SERMON: Surprised by Death, by James Van Tholen

(James Van Tholen, pastor of the Christian Reformed Church in Rochester, New York, was stricken in 1998, at the age of 33, with a virulent and incurable form of cancer.  By October 1999, after bouts of chemotherapy, he was able to return to the pulpit.  This is the sermon that he preached upon his return.)

While we were still weak, at the right time Christ died for the ungodly. . . But God proves his love for us in that while we still were sinners God died for us.  (Romans 5:6, 8)

This is a strange day — for all of us.  Most of you know that today marks my return to this pulpit after seven months of dealing with an aggressive and deadly form of cancer.  Now, with the cancer vacationing for a little while, I am back.  And of course, I’m glad to be back.  But I can’t help feeling how strange this day is — especially because I want to ignore my absence, and I want to pretend everybody has forgotten the reason for it.

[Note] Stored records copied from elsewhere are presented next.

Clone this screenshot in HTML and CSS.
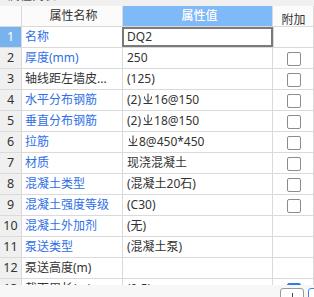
FILE: index.html
```html
<!DOCTYPE html>
<html>
<head>
<meta charset="utf-8">
<link rel="stylesheet" href="styles.css">
</head>
<body>
<div class="panel">
  <div class="title"><span>属性列表</span></div>
  <div class="grid">
    <div class="row head">
      <div class="c num"></div>
      <div class="c name center">属性名称</div>
      <div class="c val center sel">属性值</div>
      <div class="c add center">附加</div>
    </div>
    <div class="row">
      <div class="c num active">1</div>
      <div class="c name blue">名称</div>
      <div class="c val editing">DQ2</div>
      <div class="c add"></div>
    </div>
    <div class="row">
      <div class="c num">2</div>
      <div class="c name blue">厚度(mm)</div>
      <div class="c val">250</div>
      <div class="c add"><span class="cb"></span></div>
    </div>
    <div class="row">
      <div class="c num">3</div>
      <div class="c name">轴线距左墙皮...</div>
      <div class="c val">(125)</div>
      <div class="c add"><span class="cb"></span></div>
    </div>
    <div class="row">
      <div class="c num">4</div>
      <div class="c name blue">水平分布钢筋</div>
      <div class="c val">(2)<svg class="rb" viewBox="0 0 10 12"><path d="M5 0.5V10.5M1.5 3.5Q1.5 8 5 8Q8.5 8 8.5 3.5M0.5 10.5H9.5"/></svg>16@150</div>
      <div class="c add"><span class="cb"></span></div>
    </div>
    <div class="row">
      <div class="c num">5</div>
      <div class="c name blue">垂直分布钢筋</div>
      <div class="c val">(2)<svg class="rb" viewBox="0 0 10 12"><path d="M5 0.5V10.5M1.5 3.5Q1.5 8 5 8Q8.5 8 8.5 3.5M0.5 10.5H9.5"/></svg>18@150</div>
      <div class="c add"><span class="cb"></span></div>
    </div>
    <div class="row">
      <div class="c num">6</div>
      <div class="c name blue">拉筋</div>
      <div class="c val"><svg class="rb first" viewBox="0 0 10 12"><path d="M5 0.5V10.5M1.5 3.5Q1.5 8 5 8Q8.5 8 8.5 3.5M0.5 10.5H9.5"/></svg>8@450*450</div>
      <div class="c add"><span class="cb"></span></div>
    </div>
    <div class="row">
      <div class="c num">7</div>
      <div class="c name blue">材质</div>
      <div class="c val">现浇混凝土</div>
      <div class="c add"><span class="cb"></span></div>
    </div>
    <div class="row">
      <div class="c num">8</div>
      <div class="c name blue">混凝土类型</div>
      <div class="c val">(混凝土20石)</div>
      <div class="c add"><span class="cb"></span></div>
    </div>
    <div class="row">
      <div class="c num">9</div>
      <div class="c name blue">混凝土强度等级</div>
      <div class="c val">(C30)</div>
      <div class="c add"><span class="cb"></span></div>
    </div>
    <div class="row">
      <div class="c num">10</div>
      <div class="c name blue">混凝土外加剂</div>
      <div class="c val">(无)</div>
      <div class="c add"></div>
    </div>
    <div class="row">
      <div class="c num">11</div>
      <div class="c name blue">泵送类型</div>
      <div class="c val">(混凝土泵)</div>
      <div class="c add"></div>
    </div>
    <div class="row">
      <div class="c num">12</div>
      <div class="c name">泵送高度(m)</div>
      <div class="c val"></div>
      <div class="c add"></div>
    </div>
    <div class="row">
      <div class="c num">13</div>
      <div class="c name">截面周长(m)</div>
      <div class="c val">(0.5)</div>
      <div class="c add"><span class="cb on"></span></div>
    </div>
  </div>
  <div class="foot">
    <span class="btn"><span class="mark"></span></span>
    <span class="btn blue-btn"></span>
  </div>
</div>
</body>
</html>
```

FILE: styles.css
```css
html, body {
  margin: 0;
  padding: 0;
  background: #ffffff;
}
body {
  width: 314px;
  height: 297px;
  overflow: hidden;
  font-family: "Noto Sans", "Noto Sans CJK SC", sans-serif;
  font-size: 12px;
  color: #333333;
}
.panel {
  display: flex;
  flex-direction: column;
  height: 297px;
}
.title {
  height: 6px;
  overflow: hidden;
  background: #f0f0f0;
  padding-left: 8px;
}
.title span {
  display: block;
  margin-top: -14px;
  line-height: 20px;
  color: #555;
  font-size: 12px;
}
.grid {
  height: 280px;
  overflow: hidden;
  background: #fff;
}
.row {
  display: grid;
  grid-template-columns: 22px 101px 150px 41px;
  height: 21px;
}
.c {
  box-sizing: border-box;
  height: 21px;
  border-right: 1px solid #dadada;
  border-bottom: 1px solid #dadada;
  line-height: 20px;
  white-space: nowrap;
  overflow: hidden;
}
.num {
  background: #f0f0f0;
  text-align: center;
  color: #333;
  font-size: 12.5px;
}
.head .c {
  background: #fbfbfb;
  color: #333;
}
.head .num {
  background: #fbfbfb;
}
.center {
  text-align: center;
}
.head .sel {
  background: #7fb9f7;
  color: #ffffff;
  font-weight: 500;
}
.num.active {
  background: #79b3ef;
  color: #ffffff;
}
.name {
  padding-left: 3px;
}
.blue {
  color: #2f6fe6;
}
.val {
  padding-left: 4px;
}
.editing {
  box-shadow: inset 0 0 0 2px #7a7a7a;
  margin-left: -1px;
  padding-left: 5px;
  width: 152px;
  background: #fff;
  position: relative;
}
.add {
  display: flex;
  justify-content: center;
  padding-top: 4px;
  padding-left: 1px;
}
.cb {
  box-sizing: border-box;
  width: 14px;
  height: 14px;
  border: 1px solid #8c8c8c;
  border-radius: 2px;
  background: #fff;
}
.cb.on {
  background: #2f7fe3;
  border-color: #2f7fe3;
}
.rb {
  width: 10px;
  height: 12px;
  vertical-align: -1px;
  margin: 0 1px 0 2px;
  fill: none;
  stroke: #333;
  stroke-width: 1;
}
.rb.first {
  margin-left: 1px;
}
.foot {
  flex: 1;
  background: #f7f7f7;
  display: flex;
  justify-content: flex-end;
  align-items: flex-start;
  gap: 4px;
  padding-top: 3px;
  overflow: hidden;
  margin-top: -1px;
}
.btn {
  box-sizing: border-box;
  width: 24px;
  height: 14px;
  border: 1px solid #9a9a9a;
  border-radius: 3px;
  background: #fff;
  display: flex;
  justify-content: center;
  padding-top: 4px;
  margin-right: 0;
}
.mark {
  width: 1px;
  height: 4px;
  background: #444;
}
.blue-btn {
  width: 12px;
  border-color: #3a86e6;
  margin-right: -6px;
}
```
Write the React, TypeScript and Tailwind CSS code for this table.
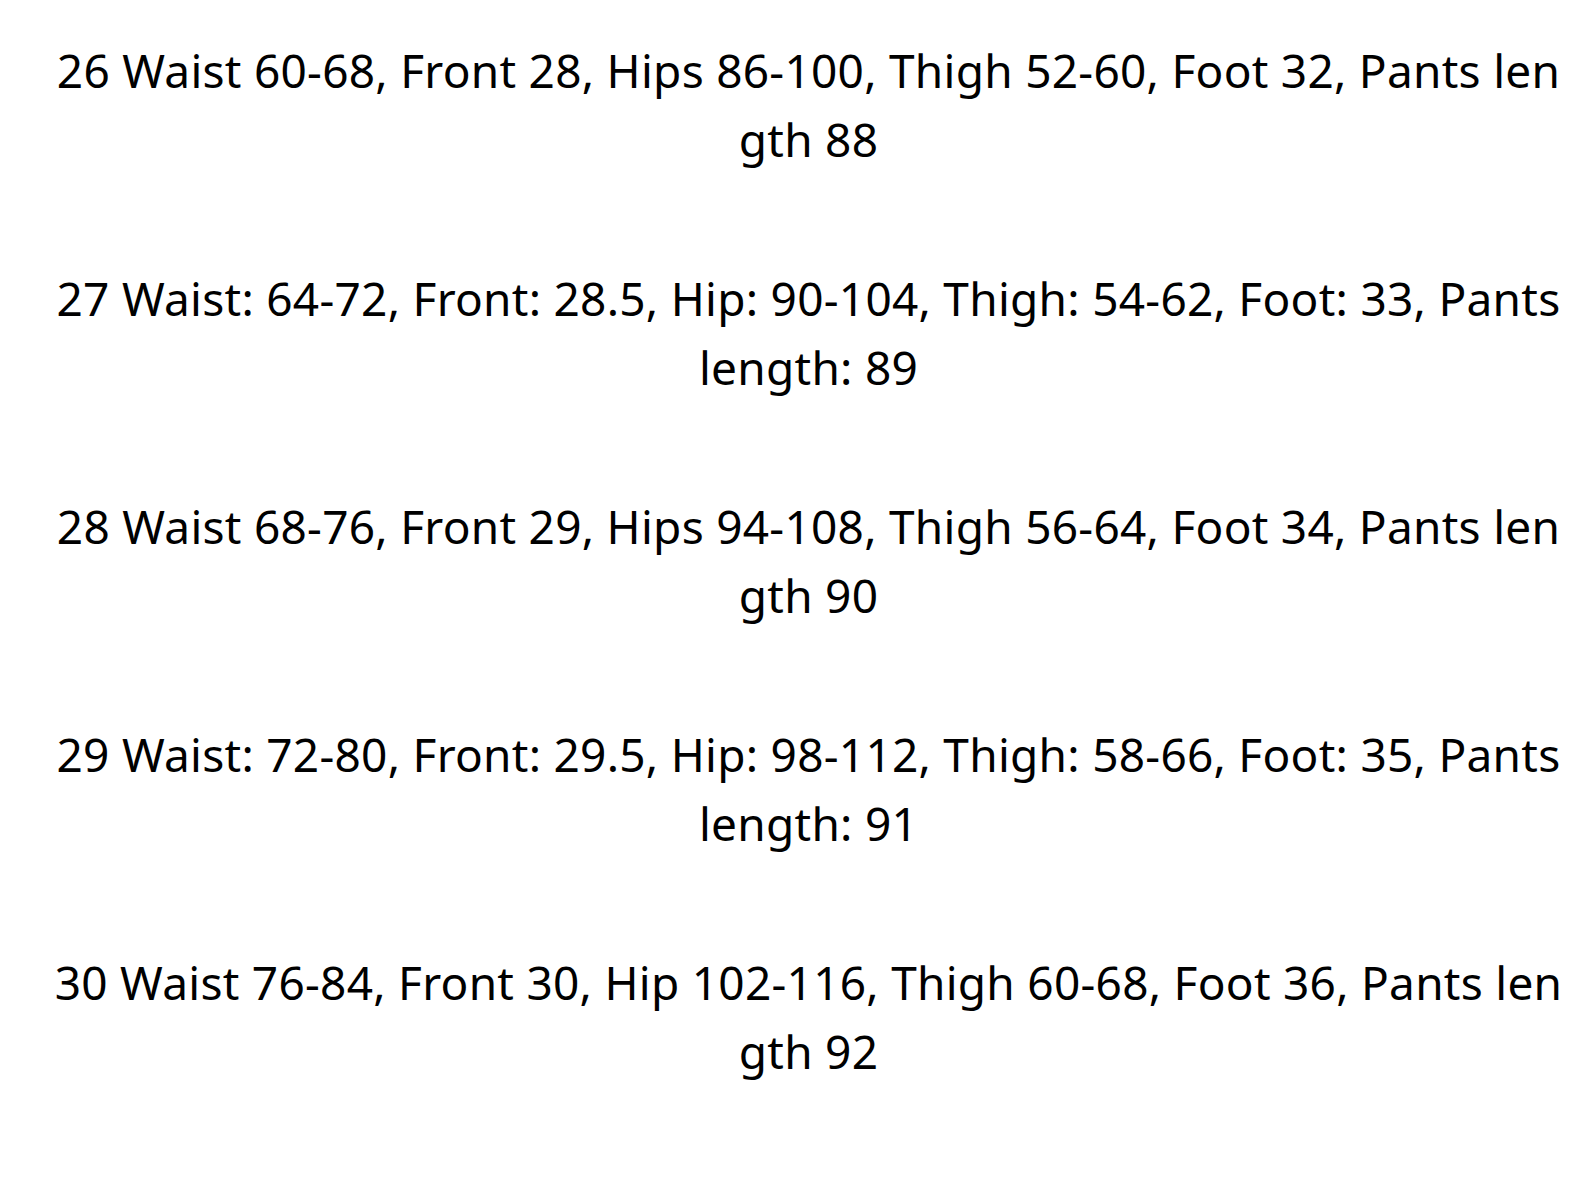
const rows: [string, string][] = [
  ["26 Waist 60-68, Front 28, Hips 86-100, Thigh 52-60, Foot 32, Pants len", "gth 88"],
  ["27 Waist: 64-72, Front: 28.5, Hip: 90-104, Thigh: 54-62, Foot: 33, Pants", "length: 89"],
  ["28 Waist 68-76, Front 29, Hips 94-108, Thigh 56-64, Foot 34, Pants len", "gth 90"],
  ["29 Waist: 72-80, Front: 29.5, Hip: 98-112, Thigh: 58-66, Foot: 35, Pants", "length: 91"],
  ["30 Waist 76-84, Front 30, Hip 102-116, Thigh 60-68, Foot 36, Pants len", "gth 92"],
]

export default function App() {
  return (
    <div
      className="min-h-screen bg-white text-black pl-[26px] pt-[36px]"
      style={{ fontFamily: '"Noto Sans", "Open Sans", sans-serif' }}
    >
      <div className="flex flex-col gap-[90px]">
        {rows.map(([a, b]) => (
          <p key={a} className="text-center text-[46px] leading-[69px] tracking-[0.27px]">
            <span className="block whitespace-nowrap">{a}</span>
            <span className="block whitespace-nowrap">{b}</span>
          </p>
        ))}
      </div>
    </div>
  )
}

But we can’t do that.  We can’t ignore what has happened.  We can rise above it; we can live through it; but we can’t ignore it.  If we ignore the threat of death as too terrible to talk about, then the threat wins.  Then we are overwhelmed by it, and our faith doesn’t apply to it.  And if that happens, we lose hope.

We want to worship God in this church, and for our worship to be real, it doesn’t have to be fun, and it doesn’t have to be guilt-ridden.  But it does have to be honest, and it does have to hope in God.  We have to be honest about a world of violence and pain, a world that scorns faith and smashes hope and rebuts love.  We have to be honest about the world, and honest about the difficulties of faith within it.  And then we still have to hope in God.

So let me start with the honesty.  The truth is that for seven months I have been scared.  Not of the cancer, not really.  Not even of death.  Dying is another matter — how long it will take and how it will go.  Dying scares me.  But when I say that I have been scared, I don’t mean that my thoughts have centered on dying.  My real fear has centered somewhere else.  Strange as it may sound, I have been scared of meeting God.

How could this be so?  How could I have believed in the God of grace and still have dreaded to meet him?  Why did I stand in this pulpit and preach grace to you over and over, and then, when I myself needed the grace to much, why did I discover fear where the grace should have been?

I think I know the answer now.  As the wonderful preacher John Timmer has taught me over the years, the answer is that grace is a scandal.  Grace is hard to believe.  Grace goes against the grain.  The gospel of grace says that there is nothing I can do to get right with God, but that God has made himself right with me through Jesus’s bloody death.  And that is a scandalous thing to believe.